Now, if we loop through this Dataset we will only get one object:

for _ in dataset_ft:
print(_)


>>> tf.Tensor([1 2 3], shape=(3,), dtype=int32)

What if we provide 2-D or more dimensional input?

With 2-D input

import tensorflow as tf
dataset_ft = tf.data.Dataset.from_tensors([[1, 2, 3], [4, 5, 6]])
type(dataset_ft)


>>> tensorflow.python.data.ops.dataset_ops.TensorDataset

Now, if we loop through this Dataset we will still get only one object:

for _ in dataset_ft:
print(_)


>>> tf.Tensor(
>>> [[1 2 3]
>>> [4 5 6]], shape=(2, 3), dtype=int32)

As you see that the shape or produced tensor is as of input.
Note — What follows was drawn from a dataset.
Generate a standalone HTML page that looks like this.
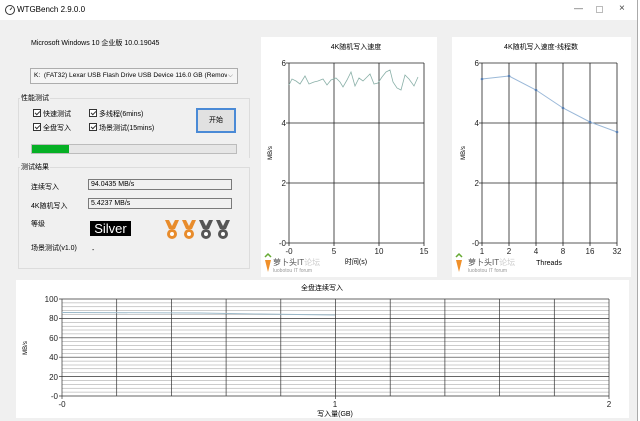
<!DOCTYPE html>
<html><head><meta charset="utf-8"><style>
*{margin:0;padding:0;box-sizing:border-box}
body{width:640px;height:421px;overflow:hidden;background:#f0f0f0;font-family:"Liberation Sans","Noto Sans CJK SC",sans-serif;font-size:7px;color:#000;position:relative}
.a{position:absolute;white-space:nowrap}
.cb{position:absolute;width:8px;height:8px;border:1px solid #333;background:#fff}
.cb:after{content:"";position:absolute;left:2px;top:0px;width:2px;height:4px;border:solid #333;border-width:0 1px 1px 0;transform:rotate(45deg)}
.tb{position:absolute;background:#f0f0f0;border:1px solid #7a7a7a;padding:1px 2px;font-size:7px}
.grp{position:absolute;border:1px solid #dcdcdc}
.lbl{background:#f0f0f0;padding:0 1px;z-index:2}
</style></head><body>
<div class="a" style="left:0;top:0;width:640px;height:20px;background:#fff"></div>
<svg class="a" style="left:4px;top:4px" width="12" height="12" viewBox="0 0 12 12"><circle cx="6" cy="6" r="4.5" fill="none" stroke="#333" stroke-width="1"/><path d="M6 6 L8 3.5" stroke="#333" stroke-width="1"/></svg>
<div class="a" style="left:17px;top:5px;font-size:8px">WTGBench 2.9.0.0</div>
<div class="a" style="left:574px;top:3px;font-size:9px;color:#555">—</div>
<div class="a" style="left:596px;top:6px;width:7px;height:7px;border:1px solid #bbb"></div>
<div class="a" style="left:619px;top:3px;font-size:10px;color:#444">×</div>
<div class="a" style="left:637px;top:0;width:3px;height:421px;background:#fff;border-left:1px solid #aaa"></div>

<div class="a" style="left:31px;top:38px">Microsoft Windows 10 企业版 10.0.19045</div>
<div class="a" style="left:30px;top:68px;width:208px;height:16px;border:1px solid #adadad;background:#f5f5f5;padding:3px 3px;overflow:hidden;font-size:6.6px">K:&nbsp; (FAT32) Lexar USB Flash Drive USB Device 116.0 GB (Removable I<span style="position:absolute;right:0;top:0;width:10px;height:14px;background:#f5f5f5;color:#555;padding:3px 1px">⌵</span></div>

<div class="grp" style="left:18px;top:98px;width:232px;height:60px;border-bottom:none"></div>
<div class="a lbl" style="left:20px;top:93px">性能测试</div>
<div class="cb" style="left:33px;top:109px"></div><div class="a" style="left:43px;top:109px">快速测试</div>
<div class="cb" style="left:33px;top:123px"></div><div class="a" style="left:43px;top:123px">全盘写入</div>
<div class="cb" style="left:89px;top:109px"></div><div class="a" style="left:99px;top:109px">多线程(6mins)</div>
<div class="cb" style="left:89px;top:123px"></div><div class="a" style="left:99px;top:123px">场景测试(15mins)</div>
<div class="a" style="left:196px;top:108px;width:40px;height:25px;border:2px solid #4a8ad6;background:#e1e1e1;text-align:center;line-height:21px">开始</div>
<div class="a" style="left:31px;top:144px;width:206px;height:10px;background:#e6e6e6;border:1px solid #bcbcbc"><div style="width:37px;height:8px;background:#06b025"></div></div>

<div class="grp" style="left:18px;top:167px;width:232px;height:102px"></div>
<div class="a lbl" style="left:20px;top:162px">测试结果</div>
<div class="a" style="left:31px;top:182px">连续写入</div>
<div class="tb" style="left:88px;top:179px;width:144px;height:11px;line-height:7px">94.0435 MB/s</div>
<div class="a" style="left:31px;top:201px">4K随机写入</div>
<div class="tb" style="left:88px;top:198px;width:144px;height:11px;line-height:7px">5.4237 MB/s</div>
<div class="a" style="left:31px;top:219px">等级</div>
<div class="a" style="left:90px;top:221px;width:41px;height:15px;background:#000;color:#fff;font-size:13px;line-height:15px;text-align:center">Silver</div>
<svg class="a" style="left:164px;top:219px" width="70" height="23" viewBox="0 0 70 23">
<g><path d="M1 1h4l3 6 3-6h4l-4 9h-6z" fill="#e88c2c"/><circle cx="8" cy="15" r="5" fill="#e88c2c"/><circle cx="8" cy="15" r="2" fill="#fff"/></g>
<g transform="translate(17,0)"><path d="M1 1h4l3 6 3-6h4l-4 9h-6z" fill="#e88c2c"/><circle cx="8" cy="15" r="5" fill="#e88c2c"/><circle cx="8" cy="15" r="2" fill="#fff"/></g>
<g transform="translate(34,0)"><path d="M1 1h4l3 6 3-6h4l-4 9h-6z" fill="#555"/><circle cx="8" cy="15" r="5" fill="#555"/><circle cx="8" cy="15" r="2" fill="#fff"/></g>
<g transform="translate(51,0)"><path d="M1 1h4l3 6 3-6h4l-4 9h-6z" fill="#555"/><circle cx="8" cy="15" r="5" fill="#555"/><circle cx="8" cy="15" r="2" fill="#fff"/></g>
</svg>
<div class="a" style="left:31px;top:243px">场景测试(v1.0)</div>
<div class="a" style="left:92px;top:247px">-</div>

<svg class="a" style="left:0;top:0" width="640" height="421" font-family="Liberation Sans, Noto Sans CJK SC, sans-serif">
<rect x="261" y="37" width="176" height="240" fill="#fff"/>
<rect x="452" y="37" width="179" height="240" fill="#fff"/>
<rect x="16" y="280" width="613" height="138" fill="#fff"/>
<text x="356" y="49" font-size="7" text-anchor="middle">4K随机写入速度</text>
<g stroke="#222" stroke-width="0.8"><path d="M289 63H424M289 123H424M289 183H424M289 243H424M289 63V246M334 63V246M379 63V246M424 63V246M286 63H289M286 123H289M286 183H289M286 243H289"/></g>
<g font-size="8" fill="#222" text-anchor="end"><text x="286" y="66">6</text><text x="286" y="126">4</text><text x="286" y="186">2</text><text x="286" y="246">-0</text></g>
<g font-size="8" fill="#222" text-anchor="middle"><text x="289" y="254">-0</text><text x="334" y="254">5</text><text x="379" y="254">10</text><text x="424" y="254">15</text></g>
<text x="356" y="264" font-size="7" text-anchor="middle">时间(s)</text>
<text x="272" y="153" font-size="6" transform="rotate(-90 272 153)" text-anchor="middle">MB/s</text>
<polyline fill="none" stroke="#8ab0a8" stroke-width="0.8" points="289,85 292,79 296,81 300,84 305,76 309,84 314,82 318,81 323,79 327,85 331,80 336,78 340,82 343,87 347,80 351,72 355,86 359,78 363,81 367,77 370,74 374,84 378,83 382,77 386,72 390,70 393,82 397,88 401,90 405,75 409,79 414,86 418,77"/>
<text x="541" y="49" font-size="7" text-anchor="middle">4K随机写入速度-线程数</text>
<g stroke="#222" stroke-width="0.8"><path d="M482 63H617M482 123H617M482 183H617M482 243H617M482 63V246M509 63V246M536 63V246M563 63V246M590 63V246M617 63V246M479 63H482M479 123H482M479 183H482M479 243H482"/></g>
<g font-size="8" fill="#222" text-anchor="end"><text x="479" y="66">6</text><text x="479" y="126">4</text><text x="479" y="186">2</text><text x="479" y="246">-0</text></g>
<g font-size="8" fill="#222" text-anchor="middle"><text x="482" y="254">1</text><text x="509" y="254">2</text><text x="536" y="254">4</text><text x="563" y="254">8</text><text x="590" y="254">16</text><text x="617" y="254">32</text></g>
<text x="549" y="265" font-size="7" text-anchor="middle">Threads</text>
<text x="465" y="153" font-size="6" transform="rotate(-90 465 153)" text-anchor="middle">MB/s</text>
<polyline fill="none" stroke="#9ab8d8" stroke-width="1" points="482,79 509,76 536,90 563,108 590,122 617,132"/>
<g fill="#5a7fb0"><circle cx="482" cy="79" r="1.3"/><circle cx="509" cy="76" r="1.3"/><circle cx="536" cy="90" r="1.3"/><circle cx="563" cy="108" r="1.3"/><circle cx="590" cy="122" r="1.3"/><circle cx="617" cy="132" r="1.3"/></g>
<g><path d="M265 260l6 0-3 12z" fill="#f0902a"/><path d="M265 257l3-3 3 3" stroke="#6a3" fill="none" stroke-width="1.5"/></g>
<text x="273" y="265" font-size="8" fill="#555">萝卜头IT<tspan fill="#ccc">论坛</tspan></text>
<text x="273" y="272" font-size="5" fill="#999">luobotou IT forum</text>
<g><path d="M456 260l6 0-3 12z" fill="#f0902a"/><path d="M456 257l3-3 3 3" stroke="#6a3" fill="none" stroke-width="1.5"/></g>
<text x="468" y="265" font-size="8" fill="#555">萝卜头IT<tspan fill="#ccc">论坛</tspan></text>
<text x="468" y="272" font-size="5" fill="#999">luobotou IT forum</text>
<text x="322" y="290" font-size="7" text-anchor="middle">全盘连续写入</text>
<g stroke="#999" stroke-width="0.5">
<path d="M62 302.9H609M62 306.8H609M62 310.6H609M62 314.5H609M62 322.3H609M62 326.2H609M62 330.0H609M62 333.9H609M62 341.7H609M62 345.6H609M62 349.4H609M62 353.3H609M62 361.1H609M62 365.0H609M62 368.8H609M62 372.7H609M62 380.5H609M62 384.4H609M62 388.2H609M62 392.1H609"/></g>
<g stroke="#333" stroke-width="0.7">
<path d="M62 299H609M62 318.4H609M62 337.8H609M62 357.2H609M62 376.6H609M62 396H609"/>
<path d="M62 299V399M116.7 299V396M171.4 299V396M226.1 299V396M280.8 299V396M335.5 299V399M390.2 299V396M444.9 299V396M499.6 299V396M554.3 299V396M609 299V399"/>
<path d="M59 299H62M59 318.4H62M59 337.8H62M59 357.2H62M59 376.6H62M59 396H62"/></g>
<g font-size="8" fill="#222" text-anchor="end"><text x="58" y="302">100</text><text x="58" y="321">80</text><text x="58" y="341">60</text><text x="58" y="360">40</text><text x="58" y="380">20</text><text x="58" y="399">-0</text></g>
<g font-size="8" fill="#222" text-anchor="middle"><text x="62" y="407">-0</text><text x="335" y="407">1</text><text x="609" y="407">2</text></g>
<text x="335" y="416" font-size="7" text-anchor="middle">写入量(GB)</text>
<text x="27" y="348" font-size="6" transform="rotate(-90 27 348)" text-anchor="middle">MB/s</text>
<polyline fill="none" stroke="#9ab8c8" stroke-width="0.9" points="62,312.5 200,313 260,314 335,315"/>
</svg>
</body></html>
There is no change in the shape.

from_tensor_slices()

It removes the first dimension and use it as a dataset dimension.

With 1-D input

import tensorflow as tf
dataset_fts = tf.data.Dataset.from_tensor_slices([1, 2, 3])
type(dataset_fts)


>>> tensorflow.python.data.ops.dataset_ops.TensorSliceDataset

Now, if we loop through this Dataset we will have multiple objects:

for _ in dataset_fts:
print(_)


>>> tf.Tensor(1, shape=(), dtype=int32)
>>> tf.Tensor(2, shape=(), dtype=int32)
>>> tf.Tensor(3, shape=(), dtype=int32)

What if we provide 2-D or more dimensional input?

With 2-D input

import tensorflow as tf
dataset_fts = tf.data.Dataset.from_tensor_slices([[1, 2, 3], [4, 5, 6]])
type(dataset_fts)


>>> tensorflow.python.data.ops.dataset_ops.TensorSliceDataset

If we loop through this 2-D dataset we will have two 1-D elements:

for _ in dataset_fts:
print(_)


>>> tf.Tensor([1 2 3], shape=(3,), dtype=int32)
>>> tf.Tensor([4 5 6], shape=(3,), dtype=int32)

That's the simplest I can explain. To get a better understanding I would suggest you run both these functions with different inputs and see the shape of returned elements.